We had a unified approach to COVID-19 and it was good for education. We need it back.

Now.

Dirk Mulder is CMM’s international education correspondent

 

Pace picks up in appointments, achievements

Fara Azmat, Harsh Suri and Kim Watty from Deakin U win an excellence award from the UN supported Principles for Responsible Management Education.

Gemma Carey is to continue as acting director at Griffith U’s Queensland Conservatorium of Music.

Nicole Crawford becomes senior research fellow at the National Centre for Student Equity in Higher Education. She moves from Uni Tasmania where she works in pre-degree programmes.

Facebook’s Ethics in AI in the Asia Pacific announces funding; successful bids include, Sarah Bankins, Deborah Richards, Paul Formosa, (Macquarie University) with Yannick Griep (Radboud U, The Netherlands) for research on “interactional justice perceptions” and Robert Sparrow, Mark Howard and Joshua Hatherley (Monash U) for work on AI in emergency medicine. Facebook does not state how much is awarded but Monash U says Sparrow and colleagues have $42 000.

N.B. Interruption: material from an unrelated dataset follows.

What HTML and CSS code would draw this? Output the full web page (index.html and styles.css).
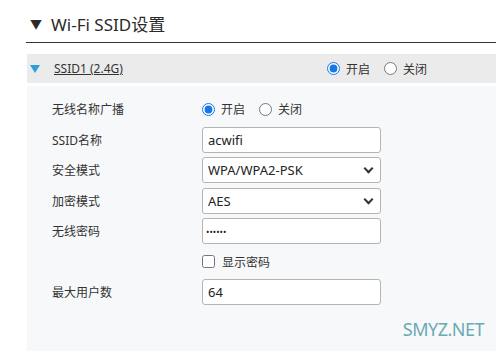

Scott Harrison is confirmed as PVC for arts, education and law at Griffith U. He has been acting in the role for a year.

Larry Marshall has a new, three-year, term as chief executive of CSIRO. Dr Marshall joined the organisation in 2015.Barbara Miles (VP, Advancement ANU) receives a distinguished service award from US based, comms and fundraising industry association the Council for Advancement and Support of Education. “In less than two years at ANU, she has elevated the strategic importance and profile of advancement across the university and significantly grown its advancement capacity,” the citation states.

Conservation Scientist Amelia Wenger (Uni Queensland) is the Australian nominee for APEC’s Aspire prize – for young researchers cooperating with scientists in other APEC members.